* [PATCH v2] xfs: always log the inode on unwritten extent conversion
@ 2015-04-23 16:42 Brian Foster
2015-04-23 22:32 ` Dave Chinner
0 siblings, 1 reply; 2+ messages in thread
From: Brian Foster @ 2015-04-23 16:42 UTC (permalink / raw)
To: xfs
The fsync() requirements for crash consistency on XFS are to flush file
data and force any in-core inode updates to the log. We currently check
whether the inode is pinned to identify whether the log needs to be
forced, since a non-zero pin count generally represents an inode that
has transactions awaiting a flush to the on-disk log.
This is not sufficient in all cases, however. Reports of xfstests test
generic/311 failures on ppc64/s390x hosts have identified failures to
fsync outstanding inode modifications due to the inode not being pinned
at the time of the fsync. This occurs because certain bmap updates can
complete by logging bmapbt buffers but without ever dirtying (and thus
pinning) the core inode. The following is a specific incarnation of this
problem:
$ mount $dev /mnt -o noatime,nobarrier
$ for i in $(seq 0 2 31); do \
xfs_io -f -c "falloc $((i * 32768)) 32k" -c fsync /mnt/file; \
done
$ xfs_io -c "pwrite -S 0 80k 16k" -c fsync -c "pwrite 76k 4k" -c fsync /mnt/file; \
hexdump /mnt/file; \
./xfstests-dev/src/godown /mnt
...
0000000 0000 0000 0000 0000 0000 0000 0000 0000
*
0013000 cdcd cdcd cdcd cdcd cdcd cdcd cdcd cdcd
*
0014000 0000 0000 0000 0000 0000 0000 0000 0000
*
00f8000
$ umount /mnt; mount ...
$ hexdump /mnt/file
0000000 0000 0000 0000 0000 0000 0000 0000 0000
*
00f8000
In short, the unwritten extent conversion for the last write is lost
despite the fact that an fsync executed before the filesystem was
shutdown. Note that this is impossible to reproduce on v5 supers due to
unconditional time callbacks for di_changecount and highly difficult to
reproduce on CONFIG_HZ=1000 kernels due to those same callbacks
frequently updating cmtime prior to the bmap update. CONFIG_HZ=100
reduces timer granularity enough to increase the odds that time updates
are skipped and allows this to reproduce within a handful of attempts.

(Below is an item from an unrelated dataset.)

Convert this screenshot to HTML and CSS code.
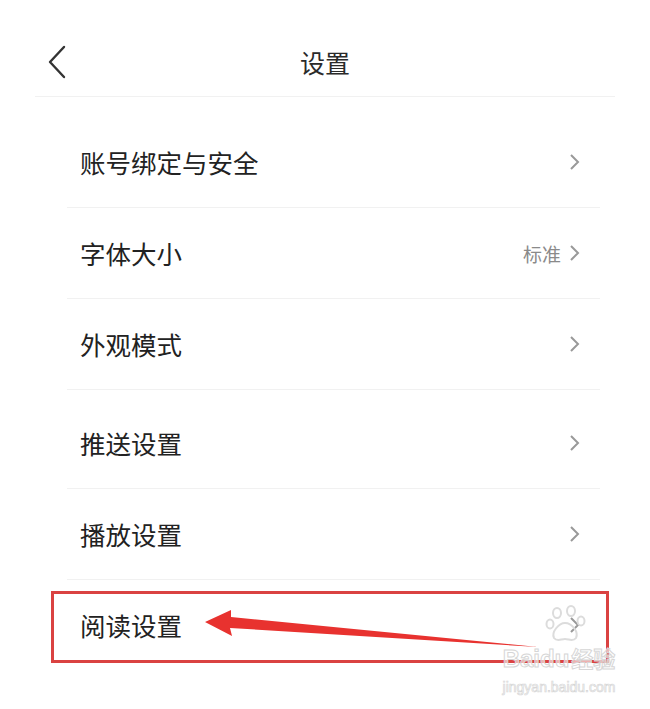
FILE: index.html
```html
<!DOCTYPE html>
<html lang="zh-CN">
<head>
<meta charset="utf-8">
<title>设置</title>
<link rel="stylesheet" href="styles.css">
</head>
<body>
<div class="page">
  <header class="topbar">
    <svg class="back" width="22" height="34" viewBox="0 0 22 34"><path d="M18 2 L4 17 L18 32" fill="none" stroke="#333" stroke-width="2.4" stroke-linecap="round" stroke-linejoin="round"/></svg>
    <h1 class="title">设置</h1>
  </header>
  <div class="list">
    <div class="group">
      <div class="row"><span class="label">账号绑定与安全</span><span class="right"><svg class="chev" width="12" height="18" viewBox="0 0 12 18"><path d="M2 2 L9 9 L2 16" fill="none" stroke="#999" stroke-width="2"/></svg></span></div>
      <div class="row"><span class="label">字体大小</span><span class="right"><span class="value">标准</span><svg class="chev" width="12" height="18" viewBox="0 0 12 18"><path d="M2 2 L9 9 L2 16" fill="none" stroke="#999" stroke-width="2"/></svg></span></div>
      <div class="row"><span class="label">外观模式</span><span class="right"><svg class="chev" width="12" height="18" viewBox="0 0 12 18"><path d="M2 2 L9 9 L2 16" fill="none" stroke="#999" stroke-width="2"/></svg></span></div>
    </div>
    <div class="group group2">
      <div class="row"><span class="label">推送设置</span><span class="right"><svg class="chev" width="12" height="18" viewBox="0 0 12 18"><path d="M2 2 L9 9 L2 16" fill="none" stroke="#999" stroke-width="2"/></svg></span></div>
      <div class="row"><span class="label">播放设置</span><span class="right"><svg class="chev" width="12" height="18" viewBox="0 0 12 18"><path d="M2 2 L9 9 L2 16" fill="none" stroke="#999" stroke-width="2"/></svg></span></div>
      <div class="row last"><span class="label">阅读设置</span><span class="right"><svg class="chev" width="12" height="18" viewBox="0 0 12 18"><path d="M2 2 L9 9 L2 16" fill="none" stroke="#999" stroke-width="2"/></svg></span></div>
    </div>
  </div>

  <div class="highlight"></div>
  <svg class="arrow" width="650" height="709" viewBox="0 0 650 709">
    <polygon points="205,622 231,610 231,617 538,647 230,628 232,636" fill="#e8322f"/>
  </svg>

  <div class="watermark">
    <svg class="paw" width="44" height="40" viewBox="0 0 44 40">
      <g fill="none" stroke="#dcdcdc" stroke-width="2">
        <ellipse cx="12" cy="9" rx="4" ry="5"/>
        <ellipse cx="26" cy="7" rx="4" ry="5"/>
        <ellipse cx="5" cy="20" rx="3.5" ry="4.5"/>
        <ellipse cx="36" cy="17" rx="3.5" ry="4.5"/>
        <path d="M9 34 C6 28 14 19 20 19 C27 19 34 28 31 34 C28 38 24 35 20 35 C16 35 12 38 9 34 Z"/>
      </g>
    </svg>
    <div class="wm-big">Baidu<span class="wm-cn">经验</span></div>
    <div class="wm-small">jingyan.baidu.com</div>
  </div>
</div>
</body>
</html>
```

FILE: styles.css
```css
html, body {
  margin: 0;
  padding: 0;
  background: #ffffff;
}

.page {
  position: relative;
  width: 650px;
  height: 709px;
  overflow: hidden;
  font-family: "Noto Sans CJK SC", "Noto Sans", sans-serif;
  color: #222;
}

.topbar {
  height: 97px;
  margin: 0 35px;
  border-bottom: 1px solid #f1f1f1;
  display: flex;
  align-items: flex-start;
  justify-content: center;
  position: relative;
  box-sizing: border-box;
  padding-top: 46px;
}

.back {
  position: absolute;
  left: 11px;
  top: 45px;
}

.title {
  margin: 0;
  font-size: 25px;
  line-height: 32px;
  font-weight: 400;
  color: #2a2a2a;
}

.list {
  padding-top: 20px;
}

.group2 {
  margin-top: 8px;
}

.row {
  height: 90px;
  margin: 0 50px 0 67px;
  padding: 0 19px 0 13px;
  border-bottom: 1px solid #f1f1f1;
  display: flex;
  align-items: center;
  justify-content: space-between;
}

.row.last {
  border-bottom: none;
}

.label {
  font-size: 25.5px;
  color: #222;
  margin-top: -2px;
}

.right {
  display: flex;
  align-items: center;
  gap: 8px;
}

.value {
  font-size: 19px;
  color: #8a8a8a;
}

.chev {
  display: block;
}

.highlight {
  position: absolute;
  left: 51px;
  top: 591px;
  width: 552px;
  height: 66px;
  border: 3px solid #da4241;
}

.arrow {
  position: absolute;
  left: 0;
  top: 0;
  pointer-events: none;
}

.watermark {
  position: absolute;
  left: 494px;
  top: 604px;
  width: 130px;
  display: flex;
  flex-direction: column;
  align-items: center;
  white-space: nowrap;
  font-family: "Liberation Sans", "Noto Sans CJK SC", sans-serif;
}

.paw {
  margin-left: 16px;
}

.wm-big {
  font-size: 24px;
  font-weight: 700;
  line-height: 26px;
  color: rgba(255, 255, 255, 0.6);
  -webkit-text-stroke: 1px #d6d6d6;
  margin-top: 0;
}

.wm-cn {
  font-family: "Noto Sans CJK SC", sans-serif;
  font-size: 22px;
  margin-left: 2px;
}

.wm-small {
  font-size: 14px;
  line-height: 18px;
  color: rgba(255, 255, 255, 0.6);
  -webkit-text-stroke: 0.7px #d6d6d6;
  margin-top: 6px;
}
```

To deal with this problem, make sure that the inode is logged in the
unwritten extent conversion path. Fix up the logflags, if necessary,
after the extent conversion to keep the extent update code consistent
with the other extent update helpers. This fixup is not necessary for
the other (hole, delay) extent helpers because they execute in the block
allocation codepath, which already logs the inode for other reasons
(e.g., for di_nblocks).
Signed-off-by: Brian Foster <bfoster@redhat.com>
---
v2:
- Log inode unconditionally on unwritten extent conversion and retain
the fsync pincount check.
v1: http://oss.sgi.com/pipermail/xfs/2015-April/041468.html
fs/xfs/libxfs/xfs_bmap.c | 15 +++++++++++++++
1 file changed, 15 insertions(+)
diff --git a/fs/xfs/libxfs/xfs_bmap.c b/fs/xfs/libxfs/xfs_bmap.c
index aeffeaa..e74e42bf 100644
--- a/fs/xfs/libxfs/xfs_bmap.c
+++ b/fs/xfs/libxfs/xfs_bmap.c
@@ -4417,6 +4417,21 @@ xfs_bmapi_convert_unwritten(
error = xfs_bmap_add_extent_unwritten_real(bma->tp, bma->ip, &bma->idx,
&bma->cur, mval, bma->firstblock, bma->flist,
&tmp_logflags);
+ /*
+ * Unwritten extent conversion might not have dirtied the inode
+ * depending on the extent state. Unlike block allocation (e.g.,
+ * di_nblocks), there may be no other reason to log the inode in the
+ * unwritten extent conversion path.
+ *
+ * We need to make sure the inode is dirty in the transaction for the
+ * sake of fsync(), which will not force the log for this transaction
+ * unless it sees the inode pinned. This can only happen for btree
+ * format inodes so use XFS_ILOG_CORE.
+ */
+ if (!error && !tmp_logflags) {
+ ASSERT(bma->cur);
+ tmp_logflags |= XFS_ILOG_CORE;
+ }
bma->logflags |= tmp_logflags;
if (error)
return error;
--
1.9.3
_______________________________________________
xfs mailing list
xfs@oss.sgi.com
http://oss.sgi.com/mailman/listinfo/xfs
^ permalink raw reply related [flat|nested] 2+ messages in thread* Re: [PATCH v2] xfs: always log the inode on unwritten extent conversion
2015-04-23 16:42 [PATCH v2] xfs: always log the inode on unwritten extent conversion Brian Foster
@ 2015-04-23 22:32 ` Dave Chinner
0 siblings, 0 replies; 2+ messages in thread
From: Dave Chinner @ 2015-04-23 22:32 UTC (permalink / raw)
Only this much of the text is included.